Nałożenie restrykcji na rosyjskich oligarchów przyniosło dość nieoczekiwane skutki. Kilkanaście miast i wsi w Polsce z dnia na dzień zostało odciętych od gazu. Część spółek objętych restrykcji odpowiadało bowiem za dostarczanie błękitnego paliwa do prywatnych domów, szkół czy instytucji samorządowych.
„Cała sytuacja jest dla nas niekorzystna. Bardzo negatywnie wpływa na wizerunek miejscowości i utratę dochodów przez osoby prowadzące działalność gospodarczą” – powiedział w piątek w rozmowie z PAP, burmistrz Łeby Andrzej Strzechmiński.
Dodał, że w piątek do Łeby mają przyjechać przedstawiciele PGNiG oraz PSG. „Nie mam informacji, czy pan premier podjął decyzję, że sieci gazownicze to są inwestycje krytyczne, bo tylko na tej podstawie można przejąć sieci w użytkowanie przez inne podmioty” – stwierdził.
Łeba.
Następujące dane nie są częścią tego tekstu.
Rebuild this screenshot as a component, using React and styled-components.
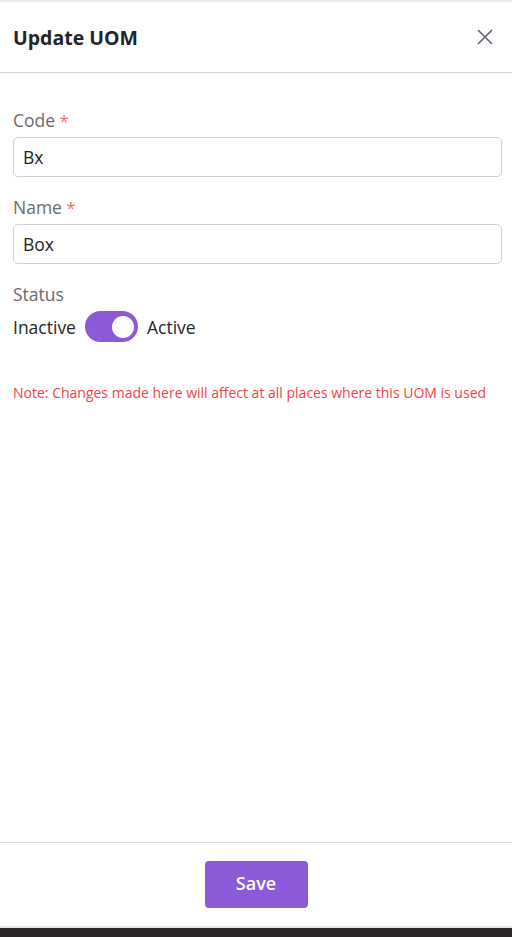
import { createGlobalStyle, styled } from "styled-components";

const GlobalStyle = createGlobalStyle`
  * {
    box-sizing: border-box;
  }
  html,
  body {
    margin: 0;
    padding: 0;
    background: #ffffff;
    font-family: "Open Sans", "Noto Sans", sans-serif;
  }
`;

function App() {
  return (
    <>
      <GlobalStyle />
      <Page>
        <Panel>
          <Header>
            <h2>Update UOM</h2>
            <CloseButton aria-label="Close">
              <svg width="16" height="16" viewBox="0 0 16 16">
                <path
                  d="M1.5 1.5 L14.5 14.5 M14.5 1.5 L1.5 14.5"
                  stroke="#5b6470"
                  strokeWidth="1.6"
                  strokeLinecap="round"
                />
              </svg>
            </CloseButton>
          </Header>

          <Body>
            <Field>
              <Label>
                Code <Required>*</Required>
              </Label>
              <Input defaultValue="Bx" />
            </Field>

            <Field>
              <Label>
                Name <Required>*</Required>
              </Label>
              <Input defaultValue="Box" />
            </Field>

            <Field>
              <Label>Status</Label>
              <ToggleRow>
                <span>Inactive</span>
                <Switch $on={true}>
                  <Knob />
                </Switch>
                <span>Active</span>
              </ToggleRow>
            </Field>

            <Note>
              Note: Changes made here will affect at all places where this UOM
              is used
            </Note>
          </Body>

          <Footer>
            <SaveButton>Save</SaveButton>
          </Footer>
        </Panel>
        <Strip />
      </Page>
    </>
  );
}

const Page = styled.div`
  height: 937px;
  display: flex;
  flex-direction: column;
  border-top: 2px solid #ececec;
`;

const Panel = styled.div`
  flex: 1;
  display: flex;
  flex-direction: column;
  background: #fff;
  border-bottom: 2px solid #e6e6e6;
`;

const Header = styled.div`
  height: 71px;
  padding: 0 13px;
  display: flex;
  align-items: center;
  justify-content: space-between;
  border-bottom: 1px solid #d3d5da;

  h2 {
    margin: 0;
    font-size: 19.5px;
    font-weight: 700;
    color: #222428;
  }
`;

const CloseButton = styled.button`
  border: none;
  background: none;
  padding: 0;
  margin-right: 6px;
  display: flex;
  cursor: pointer;
`;

const Body = styled.div`
  flex: 1;
  padding: 35px 10px 0 13px;
  display: flex;
  flex-direction: column;
  gap: 18px;
`;

const Field = styled.div`
  display: flex;
  flex-direction: column;
  gap: 5px;
`;

const Label = styled.label`
  display: block;
  height: 24px;
  font-size: 17.5px;
  line-height: 24px;
  color: #6b6b6b;
`;

const Required = styled.span`
  color: #f06a6a;
  font-size: 16px;
  line-height: 1;
`;

const Input = styled.input`
  width: 100%;
  height: 40px;
  padding: 0 9px;
  border: 1px solid #cfd1d6;
  border-radius: 5px;
  font-family: inherit;
  font-size: 17.5px;
  color: #1f1f1f;
  outline: none;
`;

const ToggleRow = styled.div`
  display: flex;
  align-items: center;
  gap: 9px;
  font-size: 17.5px;
  color: #252525;
  height: 31px;
`;

const Switch = styled.div`
  width: 53px;
  height: 31px;
  border-radius: 16px;
  background: ${(p) => (p.$on ? "#8c5ad9" : "#c9c9cf")};
  display: flex;
  align-items: center;
  justify-content: ${(p) => (p.$on ? "flex-end" : "flex-start")};
  padding: 0 4px;
`;

const Knob = styled.div`
  width: 22px;
  height: 22px;
  border-radius: 50%;
  background: #fff;
`;

const Note = styled.p`
  margin: 23px 0 0;
  font-size: 14px;
  color: #f2433f;
`;

const Footer = styled.div`
  height: 84px;
  border-top: 1px solid #d3d5da;
  display: flex;
  justify-content: center;
  padding-top: 18px;
`;

const SaveButton = styled.button`
  width: 103px;
  height: 47px;
  padding: 0 0 3px;
  border: none;
  border-radius: 4px;
  background: #8c5ad9;
  color: #fff;
  font-family: inherit;
  font-size: 18px;
  font-weight: 600;
  cursor: pointer;
`;

const Strip = styled.div`
  height: 9px;
  background: #2a2726;
`;

export default App;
Budynki bez ogrzewania i ciepłej wody
Ok. 40 km sieci gazowniczej na terenie miasta Łeby oraz wszystkie urządzenia, którymi doprowadzony jest gaz, są własnością firmy Novatek. Bez ogrzewania i w części także bez ciepłej wody pozostaje 80 proc. budynków w Łebie.
Współwłaściciel hotelu w Łebie, powiedział w rozmowie z PAP, że ludzie coraz częściej rezygnują z przyjazdu.
„Ludzie boją się przyjeżdżać. Z jednej strony, ze względu na sytuację geopolityczną i wojnę, która toczy się u naszych sąsiadów, a z drugiej – braku gazu” – stwierdził.
Dodał, że do hotelu, którym zarządza, musiał zakupić 30 butli z gazem i zmienić palniki.
„My sobie poradziliśmy, ale koledzy, z którymi rozmawiam, mówią, że ludzie dzwonią i odwołują rezerwację” – opisuje sytuację w Łebie.
Sytuacja jest kryzysowa
Ogólnoświatowa sytuacja uderza nie tylko w wrogą krajową gospodarkę, ale również w zahacza rykoszetem w zwykłych Polskich obywateli.
– Gmina Mieścisko w powiecie wągrowieckim w województwie wielkopolskim została odcięta od dostaw gazu – przekazał wójt Przemysław Renn. Identyczna sytuacja ma również miejsce w Łebie w województwie pomorskim, a także w wielkopolskiej gminie Zagórów.
– W związku z objęciem sankcjami firmy Novatek Green Energy – dostawcy gazu na terenie Gminy Mieścisko, zarząd tej firmy podjął decyzję o zaprzestaniu dostarczania gazu do wszystkich odbiorców na terenie naszej gminy – przekazała Przemysław Renn.
Wójt podkreślił, że już teraz brak dostawy gazu dotknął zwykłych obywateli (nawet kilkadziesiąt gospodarstw domowych), jak i instytucje gminne, urzędowe. Mowa o m.in. Urzędzie Gminy, szkole, przedszkolu, Ośrodek Pomocy Społecznej, Bibliotece, czy też Ośrodku Zdrowia.
Wiadomo, że dostawy gazu na terenie gminy Mieścisko zostały wstrzymane w środę 27 kwietnia około godziny 16. Wójt zapewnił mieszkańców, że wspólnie z wojewodą wielkopolskim i Wojewódzkim Centrum Zarządzania Kryzysowego w Poznaniu starają się zrobić wszystko, by przywrócić dostawy gazu możliwie jak najszybciej.
– Wspólnie z różnymi służbami opracowujemy różne alternatywne scenariusze, które będą w stanie rozwiązać ten niezwykle nietypowy problem. Osobiście jestem po rozmowach z elektrownią w Chodzieży, Polską Siecią Gazownictwa z Poznania, czy też z panem wojewodą, aczkolwiek na ten moment nie jestem w stanie powiedzieć, czy udało się wypracować konkretne rozwiązanie, które będzie mogło zostać szybko wprowadzone – przekazał portal Goniec.pl po rozmowie z Wójtem.